When most people think of Ludwig II of Bavaria, the think of this:
Neuschwanstein is one of the most visited castles in Europe and we experienced that first hand with lines to buy tickets over 100 yards long. Needless to say we avoided that and went to the place he lived most of his adult life.
That place is Linderhof.
Set back in the Bavarian Alps, the home was a 2-3 days journey from anywhere of consequence in the late 19th century. Ludwig did that on purpose because he did not want to be anywhere near the center of power in Munich.
He dreamed of the "good of days" of royalty in Europe and tried to emulate the great kings of France. Linderhof was specifically designed to look like Versailles, albiet on a much smaller scale. The interior rooms were in the same style. A unusual example was the "mirror room". In this room, the mirrors had the effect of making the room look like one of a endless hallways of Versailles. The illusion made the room look immense.

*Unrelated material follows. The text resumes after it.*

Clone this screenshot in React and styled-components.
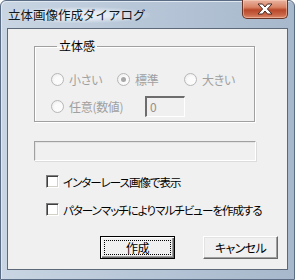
import React from "react";
import styled, { createGlobalStyle } from "styled-components";

const GlobalStyle = createGlobalStyle`
    html, body {
        margin: 0;
        padding: 0;
        background: #ffffff;
    }
    * {
        box-sizing: border-box;
    }
`;

const UI_FONT = `"Noto Sans CJK JP", "DejaVu Sans", sans-serif`;

const CloseIcon = () => (
    <svg width="18" height="12" viewBox="0 0 18 12">
        <path
            d="M2 1 H6.5 L9 4 L11.5 1 H16 L11.4 6 L16 11 H11.5 L9 8 L6.5 11 H2 L6.6 6 Z"
            fill="#ffffff"
            stroke="#4a2a22"
            strokeWidth="1"
            strokeLinejoin="round"
        />
    </svg>
);

const Radio = ({ checked, width, children }) => (
    <RadioItem width={width}>
        <RadioCircle>{checked && <RadioDot />}</RadioCircle>
        <OptionText>{children}</OptionText>
    </RadioItem>
);

const Check = ({ children }) => (
    <CheckRow>
        <CheckBox />
        <CheckText>{children}</CheckText>
    </CheckRow>
);

const App = () => {
    return (
        <>
            <GlobalStyle />
            <Window>
                <TitleBar>
                    <Title>立体画像作成ダイアログ</Title>
                    <CloseButton>
                        <CloseIcon />
                    </CloseButton>
                </TitleBar>
                <Client>
                    <Group>
                        <Legend>立体感</Legend>
                        <RadioRow>
                            <Radio width={66}>小さい</Radio>
                            <Radio width={67} checked>
                                標準
                            </Radio>
                            <Radio>大きい</Radio>
                        </RadioRow>
                        <RadioRow second>
                            <Radio width={94}>任意(数値)</Radio>
                            <NumberBox>0</NumberBox>
                        </RadioRow>
                    </Group>
                    <Progress />
                    <Check>インターレース画像で表示</Check>
                    <Check>パターンマッチによりマルチビューを作成する</Check>
                    <ButtonRow>
                        <Button isDefault>
                            <FocusRect>作成</FocusRect>
                        </Button>
                        <Button>キャンセル</Button>
                    </ButtonRow>
                </Client>
            </Window>
        </>
    );
};

export default App;

const Window = styled.div`
    width: 295px;
    height: 280px;
    display: flex;
    flex-direction: column;
    padding: 0 6px 9px 6px;
    border: 1px solid #5b6d84;
    border-radius: 6px 6px 0 0;
    background: linear-gradient(to right, #c9d5e2 0%, #b8c7d8 45%, #a7b8cc 100%);
    box-shadow: inset 1px 1px 0 #dfe7f0;
    font-family: ${UI_FONT};
    font-size: 12px;
    color: #000000;
`;

const TitleBar = styled.div`
    height: 28px;
    display: flex;
    align-items: flex-start;
    justify-content: space-between;
`;

const Title = styled.div`
    margin: 6px 0 0 1px;
    padding: 0 4px 0 0;
    line-height: 16px;
    font-size: 12.5px;
    color: #101820;
    background: radial-gradient(ellipse at center, rgba(235, 240, 246, 0.9) 30%, rgba(235, 240, 246, 0) 75%);
`;

const CloseButton = styled.div`
    width: 46px;
    height: 19px;
    margin: -1px 0 0 0;
    display: flex;
    align-items: center;
    justify-content: center;
    border: 1px solid #6a3426;
    border-top: none;
    border-radius: 0 0 5px 5px;
    background: linear-gradient(
        to bottom,
        #e9b3a0 0%,
        #d98466 40%,
        #b9482a 55%,
        #c86244 80%,
        #dc8a6c 100%
    );
    box-shadow: inset 0 0 0 1px rgba(255, 220, 200, 0.45);
`;

const Client = styled.div`
    flex: 1;
    display: flex;
    flex-direction: column;
    align-items: flex-start;
    padding: 0 0 10px 0;
    background: #f0f0f0;
    border: 1px solid #5d6878;
`;

const Group = styled.fieldset`
    margin: 11px 0 0 26px;
    padding: 0 0 0 16px;
    width: 221px;
    height: 82px;
    border: 1px solid #a0a0a0;
    box-shadow: 1px 1px 0 #ffffff, inset 1px 1px 0 #ffffff;
    display: flex;
    flex-direction: column;
    min-width: 0;
`;

const Legend = styled.legend`
    margin-left: 6px;
    padding: 0 2px;
    line-height: 12px;
    font-size: 12px;
    font-feature-settings: "palt";
    color: #000000;
`;

const RadioRow = styled.div`
    display: flex;
    align-items: center;
    height: 21px;
    margin-top: ${(p) => (p.second ? "6px" : "17px")};
`;

const RadioItem = styled.div`
    display: flex;
    align-items: center;
    gap: 5px;
    flex: none;
    width: ${(p) => (p.width ? `${p.width}px` : "auto")};
`;

const RadioCircle = styled.span`
    width: 13px;
    height: 13px;
    flex: none;
    border-radius: 50%;
    border: 1px solid #b7b7b7;
    background: radial-gradient(circle at 60% 60%, #fbfbfb 40%, #e6e6e6 100%);
    display: flex;
    align-items: center;
    justify-content: center;
`;

const RadioDot = styled.span`
    width: 5px;
    height: 5px;
    border-radius: 50%;
    background: #a8a8a8;
`;

const OptionText = styled.span`
    color: #a0a0a0;
    font-feature-settings: "palt";
    letter-spacing: -0.3px;
    line-height: 14px;
    white-space: nowrap;
`;

const NumberBox = styled.div`
    width: 40px;
    height: 21px;
    flex: none;
    padding: 2px 0 0 3px;
    line-height: 14px;
    color: #9a8e84;
    background: #f0f0f0;
    border-style: solid;
    border-width: 2px 1px 1px 2px;
    border-color: #6d6d6d #ffffff #ffffff #6d6d6d;
`;

const Progress = styled.div`
    margin: 19px 0 0 26px;
    width: 222px;
    height: 20px;
    border: 1px solid;
    border-color: #a0a0a0 #ffffff #ffffff #a0a0a0;
    box-shadow: inset 1px 1px 0 #e3e3e3, 1px 1px 0 #dcdcdc;
`;

const CheckRow = styled.div`
    display: flex;
    align-items: center;
    gap: 4px;
    height: 13px;
    margin: 14px 0 0 38px;
    & + & {
        margin-top: 15px;
    }
`;

const CheckBox = styled.span`
    width: 13px;
    height: 13px;
    flex: none;
    border: 1px solid;
    border-color: #808080 #ffffff #ffffff #808080;
    box-shadow: inset 1px 1px 0 #404040, inset -1px -1px 0 #d4d0c8;
    background: #ffffff;
`;

const CheckText = styled.span`
    font-size: 11.5px;
    font-feature-settings: "palt";
    letter-spacing: -1px;
    line-height: 14px;
    white-space: nowrap;
`;

const ButtonRow = styled.div`
    display: flex;
    gap: 28px;
    margin: 20px 0 0 92px;
`;

const Button = styled.div`
    width: 75px;
    height: 23px;
    display: flex;
    align-items: center;
    justify-content: center;
    padding: ${(p) => (p.isDefault ? "3px" : "0")};
    font-feature-settings: "palt";
    letter-spacing: -0.6px;
    background: #f0f0f0;
    border: 1px solid;
    border-color: ${(p) => (p.isDefault ? "#000000" : "#ffffff #696969 #696969 #ffffff")};
    box-shadow: ${(p) =>
        p.isDefault
            ? "inset 1px 1px 0 #ffffff, inset -1px -1px 0 #696969, inset -2px -2px 0 #a0a0a0"
            : "inset -1px -1px 0 #a0a0a0, inset 1px 1px 0 #e3e3e3"};
`;

const FocusRect = styled.span`
    flex: 1;
    align-self: stretch;
    display: flex;
    align-items: center;
    justify-content: center;
    border: 1px dotted #000000;
`;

Even his view out of of the front door had a distinct Versailles look.
Ludwig was a catholic and had a small chapel built for his personal use.
A short hike from the main house was the Moorish kiosk.

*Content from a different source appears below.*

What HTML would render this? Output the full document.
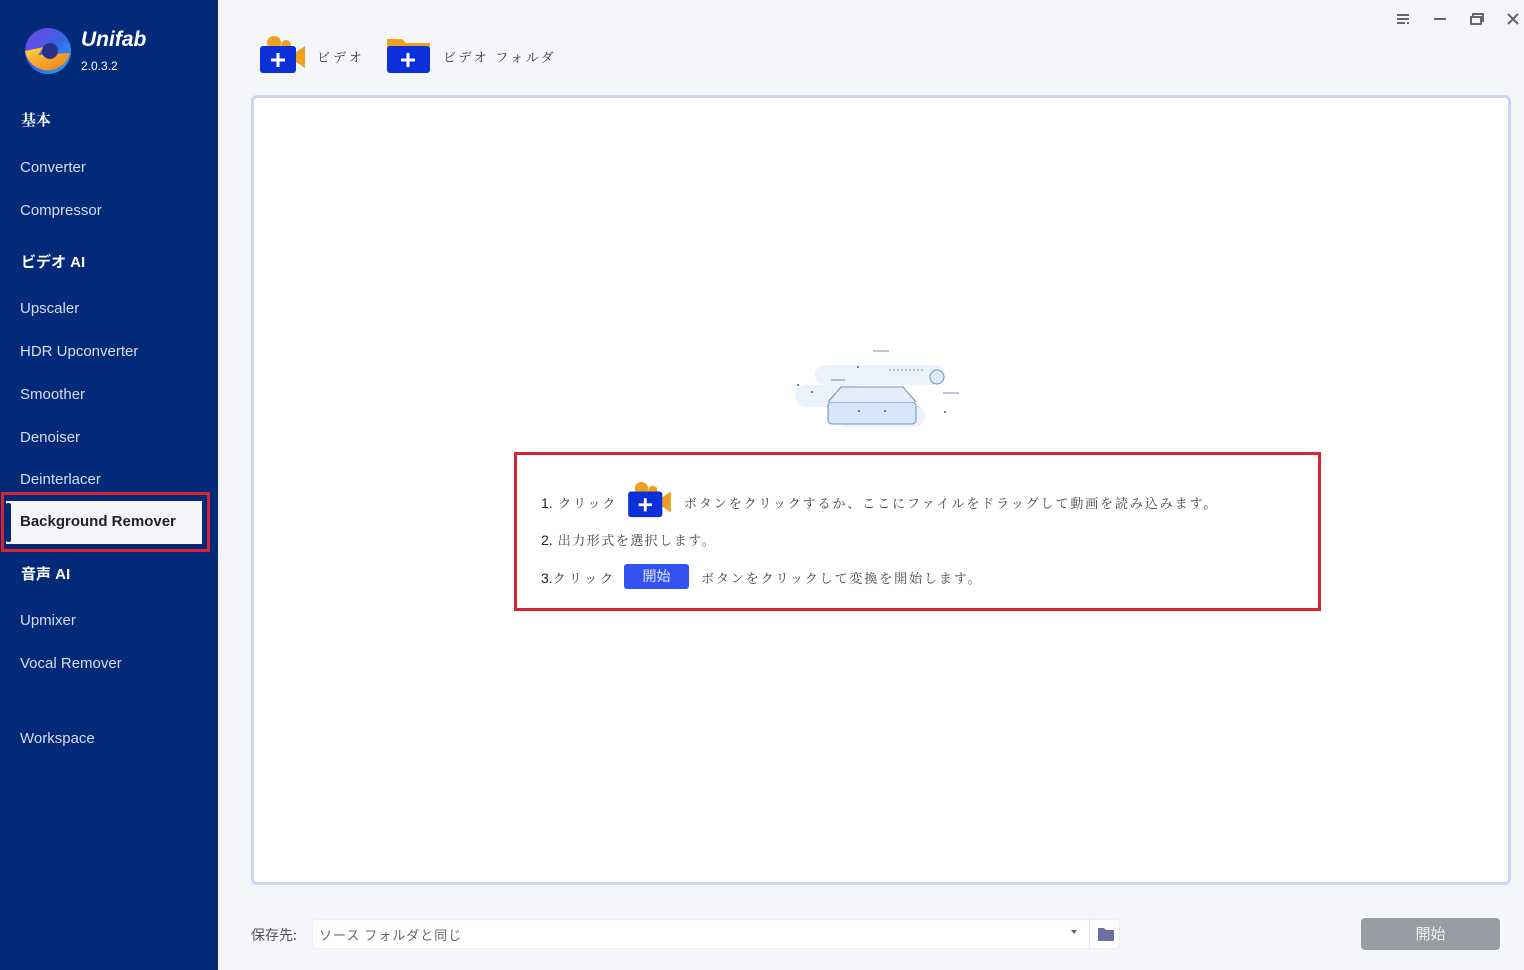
<!DOCTYPE html>
<html><head><meta charset="utf-8">
<style>
*{margin:0;padding:0;box-sizing:border-box}
body{width:1524px;height:970px;overflow:hidden;background:#f5f6fa;font-family:"Liberation Sans","Noto Sans CJK JP",sans-serif;position:relative}
.side{position:absolute;left:0;top:0;width:218px;height:970px;background:#022a78;color:#fff}
.side .it{position:absolute;left:20px;font-size:15px;color:#d6dcec}
.side .hd{position:absolute;left:21px;font-size:15px;font-weight:bold;color:#fff}
.jp{font-family:"Liberation Serif","Noto Serif CJK SC",serif}
.main .t{position:absolute;font-size:13px;color:#333;letter-spacing:3px;font-family:"Liberation Sans","Noto Serif CJK SC",serif}
.drop{position:absolute;left:251px;top:95px;width:1260px;height:790px;border:3px solid #cfd3f6;border-radius:6px;background:#fff}
.red{position:absolute;left:514px;top:452px;width:807px;height:159px;border:3px solid #d9232e}
.line{position:absolute;font-size:13px;color:#444;letter-spacing:1.9px;font-family:"Liberation Sans","Noto Serif CJK SC",serif;white-space:nowrap}
.line b{font-weight:normal;font-family:"Liberation Sans",sans-serif;letter-spacing:0;color:#222;font-size:14px}
</style></head><body>
<div class="side">
  <svg style="position:absolute;left:24px;top:27px" width="48" height="48" viewBox="0 0 48 48">
    <defs><linearGradient id="g1" x1="0" y1="0" x2="1" y2="1"><stop offset="0" stop-color="#7b3fe4"/><stop offset=".5" stop-color="#3a62e8"/><stop offset="1" stop-color="#20b0f0"/></linearGradient>
    <linearGradient id="g2" x1="0" y1="0" x2="1" y2="1"><stop offset="0" stop-color="#ffd43a"/><stop offset="1" stop-color="#f07a1a"/></linearGradient></defs>
    <circle cx="24" cy="24" r="23" fill="url(#g1)"/>
    <path d="M1 24 L20 20 L14 28 L46 26 A23 23 0 0 1 1 24Z" fill="url(#g2)"/>
    <circle cx="26" cy="24" r="8" fill="#2b2f8a"/>
  </svg>
  <div style="position:absolute;left:81px;top:28px;font-size:21px;font-weight:bold;font-style:italic;color:#fff">Unifab</div>
  <div style="position:absolute;left:81px;top:59px;font-size:12px;color:#fff">2.0.3.2</div>
  <div class="hd jp" style="top:109px">基本</div>
  <div class="it" style="top:159px">Converter</div>
  <div class="it" style="top:202px">Compressor</div>
  <div class="hd" style="top:251px">ビデオ AI</div>
  <div class="it" style="top:300px">Upscaler</div>
  <div class="it" style="top:343px">HDR Upconverter</div>
  <div class="it" style="top:386px">Smoother</div>
  <div class="it" style="top:429px">Denoiser</div>
  <div class="it" style="top:471px">Deinterlacer</div>
  <div style="position:absolute;left:1px;top:492px;width:209px;height:60px;border:3px solid #d9232e"></div>
  <div style="position:absolute;left:6px;top:501px;width:196px;height:43px;background:#f5f6fa"></div>
  <div style="position:absolute;left:6px;top:503px;width:5px;height:39px;background:#022a78;border-radius:2px"></div>
  <div style="position:absolute;left:20px;top:513px;font-size:15px;font-weight:bold;color:#222">Background Remover</div>
  <div class="hd" style="top:563px">音声 AI</div>
  <div class="it" style="top:612px">Upmixer</div>
  <div class="it" style="top:655px">Vocal Remover</div>
  <div class="it" style="top:730px">Workspace</div>
</div>

<div class="main">
  <svg style="position:absolute;left:1394px;top:12px" width="130" height="16" viewBox="0 0 130 16">
    <g stroke="#666" stroke-width="2" fill="none">
      <path d="M3 3h12M3 7h12M3 11h8M13 11h2"/>
      <path d="M40 7h12"/>
      <rect x="77" y="5" width="10" height="7"/><path d="M79 5V2h10v7h-2"/>
      <path d="M114 2l10 10M124 2l-10 10"/>
    </g>
  </svg>
  <svg style="position:absolute;left:259px;top:35px" width="48" height="40" viewBox="0 0 48 40">
    <circle cx="15" cy="8" r="7" fill="#f0a020"/><circle cx="27" cy="10" r="5" fill="#f0a020"/>
    <path d="M37 17l9-6v22l-9-6z" fill="#f0a020"/>
    <rect x="1" y="11" width="36" height="27" rx="3" fill="#0b2fd8"/>
    <path d="M19 18v14M12 25h14" stroke="#fff" stroke-width="3"/>
  </svg>
  <div class="t" style="left:317px;top:47px">ビデオ</div>
  <svg style="position:absolute;left:386px;top:35px" width="46" height="40" viewBox="0 0 46 40">
    <path d="M1 4h15l4 4h24v10H1z" fill="#f0a020"/>
    <rect x="1" y="11" width="43" height="27" rx="3" fill="#0b2fd8"/>
    <path d="M22 18v14M15 25h14" stroke="#fff" stroke-width="3"/>
  </svg>
  <div class="t" style="left:443px;top:47px;letter-spacing:2.5px">ビデオ フォルダ</div>

  <div class="drop"></div>
  <svg style="position:absolute;left:785px;top:345px" width="190" height="90" viewBox="0 0 190 90">
    <g fill="#eaf2fc"><rect x="10" y="40" width="70" height="22" rx="11"/><rect x="30" y="20" width="130" height="20" rx="10"/><rect x="50" y="60" width="90" height="22" rx="11"/></g>
    <path d="M88 6h16M46 35h14M158 48h16" stroke="#7a8fb0" stroke-width="1"/>
    <path d="M104 25h34" stroke="#7a8fb0" stroke-dasharray="2 2"/>
    <rect x="43" y="57" width="88" height="22" rx="4" fill="#d6e6f8" stroke="#6f8db8"/>
    <path d="M43 57l13-15h62l13 15" fill="#e4eefa" stroke="#6f8db8"/>
    <circle cx="152" cy="32" r="7" fill="#dce9f8" stroke="#6f8db8"/>
    <g fill="#556"><circle cx="74" cy="66" r="1"/><circle cx="100" cy="66" r="1"/><circle cx="27" cy="47" r="1"/><circle cx="160" cy="67" r="1"/><circle cx="13" cy="40" r="1"/><circle cx="73" cy="22" r="1"/></g>
  </svg>

  <div class="red"></div>
  <div class="line" style="left:541px;top:493px"><b>1.</b> クリック</div>
  <svg style="position:absolute;left:627px;top:481px" width="46" height="38" viewBox="0 0 48 40">
    <circle cx="15" cy="8" r="7" fill="#f0a020"/><circle cx="27" cy="10" r="5" fill="#f0a020"/>
    <path d="M37 17l9-6v22l-9-6z" fill="#f0a020"/>
    <rect x="1" y="11" width="36" height="27" rx="3" fill="#0b2fd8"/>
    <path d="M19 18v14M12 25h14" stroke="#fff" stroke-width="3"/>
  </svg>
  <div class="line" style="left:684px;top:493px">ボタンをクリックするか、ここにファイルをドラッグして動画を読み込みます。</div>
  <div class="line" style="left:541px;top:530px;letter-spacing:1.5px"><b>2.</b> 出力形式を選択します。</div>
  <div class="line" style="left:541px;top:568px;letter-spacing:3px"><b>3.</b>クリック</div>
  <div style="position:absolute;left:624px;top:564px;width:65px;height:25px;background:#3350f0;border-radius:3px;color:#dfe6ff;font-size:14px;text-align:center;line-height:25px;font-family:'Noto Sans CJK JP',sans-serif">開始</div>
  <div class="line" style="left:701px;top:568px">ボタンをクリックして変換を開始します。</div>

  <div style="position:absolute;left:251px;top:925px;font-size:14px;color:#555;font-family:'Noto Sans CJK JP',sans-serif">保存先:</div>
  <div style="position:absolute;left:312px;top:919px;width:808px;height:30px;background:#fff;border:1px solid #eceef3;border-radius:4px"></div>
  <div style="position:absolute;left:1089px;top:919px;width:1px;height:30px;background:#e6e8ee"></div>
  <div style="position:absolute;left:319px;top:925px;font-size:13px;color:#666;letter-spacing:1px;font-family:'Noto Sans CJK JP',sans-serif">ソース フォルダと同じ</div>
  <div style="position:absolute;left:1071px;top:930px;width:0;height:0;border-left:3px solid transparent;border-right:3px solid transparent;border-top:4px solid #666"></div>
  <svg style="position:absolute;left:1098px;top:927px" width="16" height="14" viewBox="0 0 16 14"><path d="M0 1h6l2 2h8v11H0z" fill="#6a70a0"/></svg>
  <div style="position:absolute;left:1361px;top:918px;width:139px;height:32px;background:#9a9ca3;border-radius:4px;color:#eee;font-size:15px;text-align:center;line-height:32px;font-family:'Noto Sans CJK JP',sans-serif">開始</div>
</div>
</body></html>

The interior of this building was very ornate.
Ludwig was also the patron of the composer Wagner. He was so obsessed with Wagner's work that he built a scene from one of Wagner's Operas in a cave above Linderhof Castle.
Ludwig does have the reputation for being insane. To me I felt sorry for this man who dreamed of a time when he would have been treated as above the common man; that he was special both to the people and to God. The reality of it all must have been too much for him to take.
Regardless, Linderhof is a beautiful property and worth a stop if you ever take a trip to Bavaria.